Rain gardens basically are upside down baseball mitts in the ground, water-sinking depressions that come in many shapes and forms. They are simple imitations of how a forest floor absorbs and sinks rain water through porous soil.
The picture at the beginning of the rain garden section is the same design in only its second year of planting! The irony of a rain garden is that it is more often than not very dry thanks to its fast draining character. Unfortunately most rain gardens are only planted up with a handful of drought tolerant natives when there are loads of function and harvest to be had from all the water capture and loose soil. Some of my rain garden favorites, such as Beach Plum, Juneberry, Elderberry, Aronia, and low bush Blueberry, thrive in the loose and occasionally wet/dry soil. Other beautiful and functional plants to try are Swamp Milk Weed (more attractive than it sounds), Echinacea, Hibuscus moscheutos (edible petals), Winterberry, Spicebush, and Bee Balm to name just a few. For a low care rain garden, native clump grasses will fill the niche. To balance the periods between rains in the first year, I mulch well and set up a simple drip irrigation or sprinkler as back up.
Green Streets & Green Parking Lots
We can create mini watershed along our streets and within our parking lots by harvesting rainwater runoff into planted basins. Think of a street or parking lot as a watershed and collecting water runoff at multiple points dividing the ‘watershed’ into subwatersheds. Each subwatershed or basin yields an easily managed volume of harvested rainwater that quickly infiltrates to passively irrigate plantings.

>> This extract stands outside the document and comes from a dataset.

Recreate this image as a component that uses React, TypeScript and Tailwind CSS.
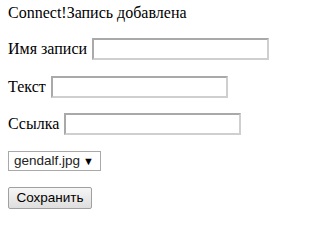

Planted with trees these rain garden basins act as living air conditioners, living carports, and living water and air filters. By harvesting storm water onsite we reduce street flooding, decrease the need for flood control and Bay pollution, we beautifies neighborhoods and creates wildlife habitat. .
– Virginia Stormwater Design Specifications
French drains are great designs to harvest and move rain water where you want in the landscape. They can take on many different functions and looks. French drains in urban/suburban landscapes are usually designed along hardscapes, drives, patios, building foundations etc. to either capture and infiltrate run off water or move standing water further out in the landscape.
The basic design element of a French drain is a stone filled trench, either on contour or slightly off, that allows water to infiltrate quickly or be moved to where it can best be utilized. As with rain gardens French drains are used on flat or gently sloping land, suitable adjacent to patios, paved parking areas, buildings, driveways, walkways and down spouts. Designed with rain gardens or raised bed swales or just on their own French drains fit nicely into the existing landscape, adding a new dynamic that seamlessly combine beauty and function.
Brad Lancaster’s “Rain water Harvesting for Dry Lands and Beyond” volumes 1 & 2 are fantastically written and illustrated. Volume 2 is the real nitty gritty on swale and rain garden design and building.
The Permaculture Manual by Bill Mollison & David Holmgren is the bible on overall permaculture design but also detailed in earth works, swales, rain gardens etc.
Most states have rain garden publications and non-profits dedicated to helping you get started; many even offer financial support toward your project. See what is going on locally, you’ll hopefully be surprised.